According to a study released by Growth Advisors, a New England-based strategy consultant for venture-backed tech companies, the third quarter of 2004 showed a 51% decrease in total funding for that area. The report specified the amount of total investment dollars in the months of July, August and September dipped from $808 million in the second quarter to only $395 million in the third quarter.

Though this may appear to be bad news, New England VC specialists point out that this is the first decline of the year for this market, the second largest in the country behind Silicon Valley, even though the entire U.S. market has seen drop-offs in successive quarters.

"I wouldn't make too much of it," said Steve Goldstein, senior partner at Growth Advisors and author of the report. "It's just a snapshot of a much bigger picture, this dip is just us catching up with the market."

Though he concedes the drop off does warrant minimal concern, in general the entire New England market is predicted to increase by more than 25% compared to last year's.

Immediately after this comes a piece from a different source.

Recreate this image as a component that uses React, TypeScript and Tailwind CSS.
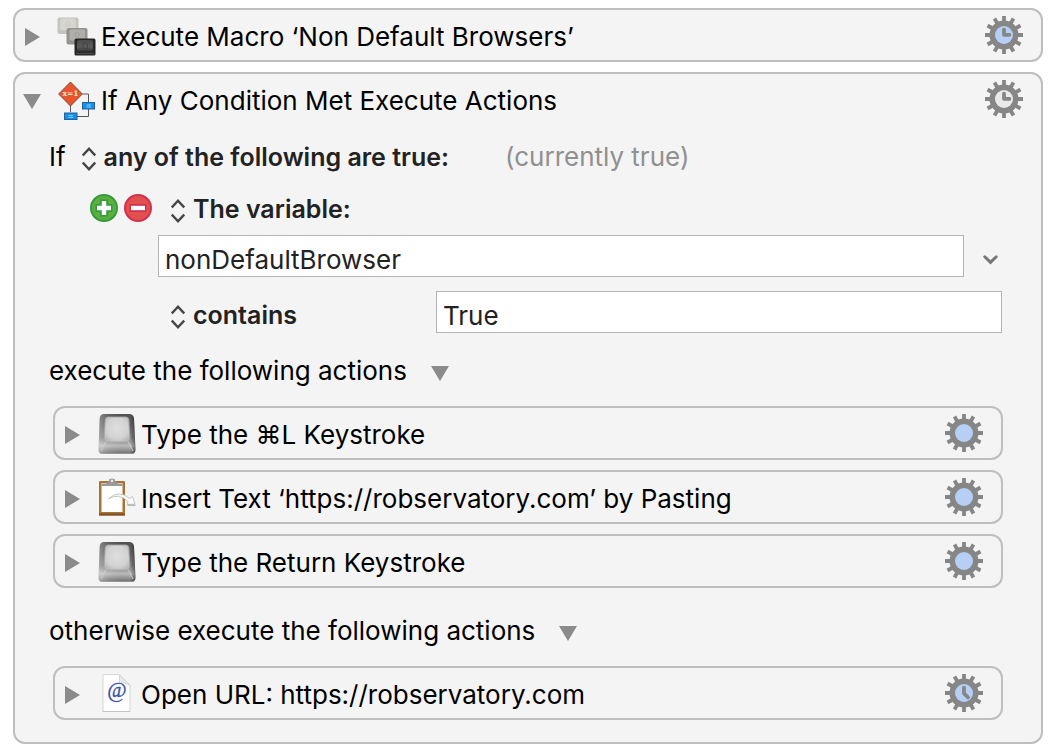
import { useState, type ReactNode } from "react";

type GearKind = "clock" | "plain" | "later";

const TEETH = [0, 30, 60, 90, 120, 150];

function GearIcon({ kind, face }: { kind: GearKind; face: string }) {
  return (
    <svg width="38" height="38" viewBox="0 0 38 38" fill="none">
      {TEETH.map((angle) => (
        <path
          key={angle}
          d="M19 0v38"
          stroke="#868686"
          strokeWidth="3.8"
          transform={`rotate(${angle} 19 19)`}
        />
      ))}
      <circle cx="19" cy="19" r="14.5" fill="#868686" />
      <circle cx="19" cy="19" r="9" fill={face} />
      {kind !== "plain" && (
        <path
          d={kind === "clock" ? "M19 13.6V18.8H24.4" : "M19 13.6V19.4L23 23.4"}
          stroke="#868686"
          strokeWidth="3.8"
          strokeLinecap="round"
          strokeLinejoin="round"
        />
      )}
    </svg>
  );
}

function Triangle({ open }: { open: boolean }) {
  return (
    <svg width="18" height="18" viewBox="0 0 18 18" fill="#8b8b8b">
      <path d={open ? "M0 2H18L9 17Z" : "M2 0L17 9L2 18Z"} />
    </svg>
  );
}

function UpDownIcon() {
  return (
    <svg
      width="14"
      height="24"
      viewBox="0 0 14 24"
      fill="none"
      stroke="#454545"
      strokeWidth="2.4"
    >
      <path d="M0.8 8.4L7 1.8L13.2 8.4M0.8 15.6L7 22.2L13.2 15.6" />
    </svg>
  );
}

function MacroIcon() {
  return (
    <svg width="40" height="40" viewBox="0 0 40 40">
      <defs>
        <linearGradient id="capDark" x1="0" y1="0" x2="0" y2="1">
          <stop offset="0" stopColor="#4a4a4a" />
          <stop offset="0.6" stopColor="#5c5c5c" />
          <stop offset="1" stopColor="#333" />
        </linearGradient>
      </defs>
      <rect x="0.5" y="1.5" width="21" height="16.5" rx="2" fill="#c4c3be" />
      <rect x="3" y="2.5" width="16" height="11.5" rx="2" fill="#d6d5d0" />
      <rect x="9" y="6" width="4" height="4" rx="1.5" fill="none" stroke="#c8c7c2" />
      <rect x="9.5" y="12" width="21" height="16.5" rx="2" fill="#94938f" />
      <rect x="12.5" y="13.5" width="15.5" height="11" rx="2" fill="#b0afab" />
      <rect x="18" y="16.5" width="4" height="4" rx="1.5" fill="none" stroke="#9e9d99" />
      <rect x="17.5" y="22.5" width="21" height="17" rx="1.5" fill="#262626" />
      <rect x="20" y="24" width="16" height="11.5" rx="2" fill="url(#capDark)" />
      <rect x="26" y="27" width="4.5" height="6" rx="2" fill="none" stroke="#444" />
      <path d="M19.5 37.5H37" stroke="#484848" strokeWidth="1.4" />
    </svg>
  );
}

function ConditionIcon() {
  return (
    <svg width="40" height="40" viewBox="0 0 40 40">
      <path
        d="M13.5 25V32M25.5 14H31.5V22M31.5 29V36.5H20"
        fill="none"
        stroke="#555"
      />
      <path d="M13.5 2L25.3 14L13.5 26L1.7 14Z" fill="#eb552d" stroke="#7a4a3c" />
      <text
        x="13.6"
        y="16.4"
        textAnchor="middle"
        fontSize="7.5"
        fontWeight="700"
        fill="#ffe5d9"
        fontFamily="'DejaVu Serif', serif"
      >
        x=1
      </text>
      <rect x="25.5" y="22.5" width="12" height="6.5" fill="#0a94fb" stroke="#2b5f8f" />
      <rect x="7.5" y="33" width="12.5" height="6.5" fill="#0a94fb" stroke="#2b5f8f" />
      <path d="M29.5 25H34M29.5 27H34M11.5 35.5H16M11.5 37.5H16" stroke="#8ccbff" />
    </svg>
  );
}

function KeyIcon() {
  return (
    <svg width="40" height="40" viewBox="0 0 40 40">
      <defs>
        <linearGradient id="keyBody" x1="0" y1="0" x2="0" y2="1">
          <stop offset="0" stopColor="#505050" />
          <stop offset="0.6" stopColor="#838383" />
          <stop offset="0.8" stopColor="#bcbcbc" />
          <stop offset="1" stopColor="#707070" />
        </linearGradient>
        <linearGradient id="keySides" x1="0" y1="0" x2="1" y2="0">
          <stop offset="0" stopColor="#fff" stopOpacity="0.3" />
          <stop offset="0.25" stopColor="#fff" stopOpacity="0.1" />
          <stop offset="0.85" stopColor="#000" stopOpacity="0" />
          <stop offset="1" stopColor="#000" stopOpacity="0.4" />
        </linearGradient>
        <radialGradient id="keyTop" cx="0.5" cy="0.45" r="0.6">
          <stop offset="0" stopColor="#dfdfdf" />
          <stop offset="0.7" stopColor="#d2d2d2" />
          <stop offset="1" stopColor="#bababa" />
        </radialGradient>
      </defs>
      <path
        d="M7 0H32Q36.5 0 37 4.5L38.5 35Q38.7 39.8 35 39.8H5Q1.3 39.8 1.5 35L2.7 4.5Q3 0 7 0Z"
        fill="url(#keyBody)"
      />
      <path
        d="M7 0H32Q36.5 0 37 4.5L38.5 35Q38.7 39.8 35 39.8H5Q1.3 39.8 1.5 35L2.7 4.5Q3 0 7 0Z"
        fill="url(#keySides)"
      />
      <path d="M8.5 28L4 37M31.5 28L36 37" stroke="#cfcfcf" strokeWidth="1" />
      <path
        d="M11 3H29Q31.6 3 31.8 6L32.8 23Q33 28 29 28H11Q7 28 7.2 23L8.2 6Q8.4 3 11 3Z"
        fill="url(#keyTop)"
        stroke="#a8a8a8"
        strokeWidth="0.8"
      />
    </svg>
  );
}

function ClipboardIcon() {
  return (
    <svg width="40" height="40" viewBox="0 0 40 40">
      <rect x="2" y="3" width="26" height="34.5" rx="1" fill="#a87336" />
      <path d="M2 35.5H28V37.5H2Z" fill="#7b4f20" />
      <path d="M4.5 5H25.5V34H4.5Z" fill="#fff" />
      <path d="M4.5 8V5.5H9L12 3.5V1.5Q15 -0.5 18 1.5V3.5L21 5.5H25.5V8Z" fill="#999" />
      <circle cx="15" cy="2.8" r="1.2" fill="#eee" />
      <path
        d="M11.5 20.8Q22 11 32.5 20.5L35.5 18.5L38 26L30.5 26.5L31 23.5Q22 14.5 11.5 20.8Z"
        fill="#fbfbfb"
        stroke="#b8b8b8"
        strokeWidth="0.8"
      />
      <path d="M30.5 27.2H38.5" stroke="#9b9b9b" />
    </svg>
  );
}

function UrlIcon() {
  return (
    <svg width="40" height="40" viewBox="0 0 40 40">
      <path d="M6 0.5H22L33 11V37.5H6Z" fill="#fff" stroke="#d5d5d5" />
      <path d="M5.5 37.5H33.5" stroke="#c4c4c4" />
      <path d="M22.5 1L32.5 11Q27 8 22.5 9Z" fill="#e9e9e9" stroke="#cfcfcf" strokeWidth="0.8" />
      <text
        x="19.8"
        y="23"
        textAnchor="middle"
        fontSize="21"
        fill="#3a4fa5"
        stroke="#3a4fa5"
        strokeWidth="0.3"
        fontFamily="'Liberation Serif', serif"
      >
        @
      </text>
    </svg>
  );
}

interface HeaderProps {
  icon: ReactNode;
  title: string;
  gear: GearKind;
  face?: string;
  defaultOpen?: boolean;
}

function ActionHeader({
  icon,
  title,
  gear,
  face = "#b5cff5",
  defaultOpen = false,
}: HeaderProps) {
  const [open, setOpen] = useState(defaultOpen);

  return (
    <div className="flex h-[50px] items-center justify-between pr-[18px] pl-2">
      <div className="flex min-w-0 items-center pt-1">
        <button
          type="button"
          aria-label={`Toggle ${title}`}
          aria-expanded={open}
          onClick={() => setOpen(!open)}
          className="shrink-0"
        >
          <Triangle open={open} />
        </button>
        <span className="mr-1 ml-4 shrink-0 pb-0.5">{icon}</span>
        <h2 className="truncate">{title}</h2>
      </div>
      <button type="button" aria-label={`Options for ${title}`} className="shrink-0">
        <GearIcon kind={gear} face={face} />
      </button>
    </div>
  );
}

function Card({ children }: { children: ReactNode }) {
  return (
    <section className="rounded-xl border-2 border-[#bebebe] bg-[#f4f4f4]">
      {children}
    </section>
  );
}

function Popup({ label, options }: { label: string; options: string[] }) {
  return (
    <label className="flex items-center gap-2">
      <span className="pt-1">
        <UpDownIcon />
      </span>
      <select
        aria-label={label}
        className="field-sizing-content appearance-none bg-transparent text-[25px] font-semibold text-[#222] outline-none"
      >
        {options.map((option) => (
          <option key={option}>{option}</option>
        ))}
      </select>
    </label>
  );
}

function SectionToggle({ text }: { text: string }) {
  const [open, setOpen] = useState(true);

  return (
    <div className="flex h-[52px] items-center gap-6 pl-[34px]">
      <span>{text}</span>
      <button
        type="button"
        aria-label={`Toggle ${text}`}
        aria-expanded={open}
        onClick={() => setOpen(!open)}
        className="pt-1"
      >
        <Triangle open={open} />
      </button>
    </div>
  );
}

export default function App() {
  const [variable, setVariable] = useState("nonDefaultBrowser");
  const [value, setValue] = useState("True");

  return (
    <main className="flex min-h-screen flex-col gap-[10px] bg-white px-[13px] pt-2 pb-[10px] font-['Inter',sans-serif] text-[26px] leading-8 text-black">
      <Card>
        <ActionHeader
          icon={<MacroIcon />}
          title="Execute Macro ‘Non Default Browsers’"
          gear="clock"
        />
      </Card>

      <Card>
        <ActionHeader
          icon={<ConditionIcon />}
          title="If Any Condition Met Execute Actions"
          gear="clock"
          face="#e9e9e9"
          defaultOpen
        />

        <div className="mt-[7px] flex h-[52px] items-center pl-[34px]">
          <span className="mr-4">If</span>
          <Popup
            label="Match"
            options={["any of the following are true:", "all of the following are true:"]}
          />
          <span className="ml-14 text-[#909090]">(currently true)</span>
        </div>

        <div className="flex h-[52px] items-center pl-[75px]">
          <div className="mr-[19px] flex gap-[6px] pb-0.5">
            <button type="button" aria-label="Add condition">
              <svg width="28" height="28" viewBox="0 0 28 28">
                <circle cx="14" cy="14" r="13" fill="#5bb03c" stroke="#379a41" strokeWidth="2" />
                <path d="M14 5.5V22.5M5.5 14H22.5" stroke="#379a41" strokeWidth="8" />
                <path d="M14 7V21M7 14H21" stroke="#fff" strokeWidth="4.4" />
              </svg>
            </button>
            <button type="button" aria-label="Remove condition">
              <svg width="28" height="28" viewBox="0 0 28 28">
                <circle cx="14" cy="14" r="13" fill="#e0504e" stroke="#d52f50" strokeWidth="2" />
                <path d="M5.5 14H22.5" stroke="#d52f50" strokeWidth="8" />
                <path d="M7 14H21" stroke="#fff" strokeWidth="4.4" />
              </svg>
            </button>
          </div>
          <Popup label="Condition type" options={["The variable:", "The text:"]} />
        </div>

        <div className="flex items-center pr-[38px] pl-[143px]">
          <input
            type="text"
            aria-label="Variable name"
            value={variable}
            onChange={(e) => setVariable(e.target.value)}
            className="h-[42px] min-w-0 flex-1 border border-[#b4b4b4] bg-white px-[6px] pt-1.5 text-[#222] outline-none"
          />
          <button
            type="button"
            aria-label="Choose variable"
            className="flex w-[39px] justify-end pt-[7px] pr-[5px]"
          >
            <svg
              width="15"
              height="10"
              viewBox="0 0 15 10"
              fill="none"
              stroke="#777"
              strokeWidth="3"
              strokeLinecap="round"
            >
              <path d="M1.8 1.8L7.5 7.4L13.2 1.8" />
            </svg>
          </button>
        </div>

        <div className="mt-[14px] flex items-center pr-[39px] pl-[156px]">
          <div className="w-[265px] shrink-0 pt-1.5">
            <Popup label="Comparison" options={["contains", "is", "is not"]} />
          </div>
          <input
            type="text"
            aria-label="Comparison value"
            value={value}
            onChange={(e) => setValue(e.target.value)}
            className="h-[42px] min-w-0 flex-1 border border-[#b4b4b4] bg-white px-[6px] pt-1.5 text-[#222] outline-none"
          />
        </div>

        <div className="mt-3">
          <SectionToggle text="execute the following actions" />
        </div>
        <div className="mt-[9px] flex flex-col gap-[10px] px-[38px]">
          <Card>
            <ActionHeader icon={<KeyIcon />} title="Type the ⌘L Keystroke" gear="plain" />
          </Card>
          <Card>
            <ActionHeader
              icon={<ClipboardIcon />}
              title="Insert Text ‘https://robservatory.com’ by Pasting"
              gear="plain"
            />
          </Card>
          <Card>
            <ActionHeader icon={<KeyIcon />} title="Type the Return Keystroke" gear="plain" />
          </Card>
        </div>

        <div className="mt-[17px]">
          <SectionToggle text="otherwise execute the following actions" />
        </div>
        <div className="mt-[9px] px-[38px] pb-[22px]">
          <Card>
            <ActionHeader
              icon={<UrlIcon />}
              title="Open URL: https://robservatory.com"
              gear="later"
            />
          </Card>
        </div>
      </Card>
    </main>
  );
}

"We're currently at $1.9 billion, and we're predicting to hit around $2.5 billion. Last year we finished around $2 billion," Goldstein added.

Smaller companies involved in the New England VC market echo Goldstein's sentiment and add that the drop off could be caused by something external to the market.

"We haven't seen any significant drops this quarter," said Scott Almeida, chief financial officer at the Venture Capitol Fund of New England. "I'm sure a lot of people take vacations this time of year."

Regardless of the reason for the one-quarter decline, Goldstein is confident the market in New England should finish on a high note and mark the highest year in overall funding dollars since 2001.

"This year has been a great year, and this decline shouldn't take away from that."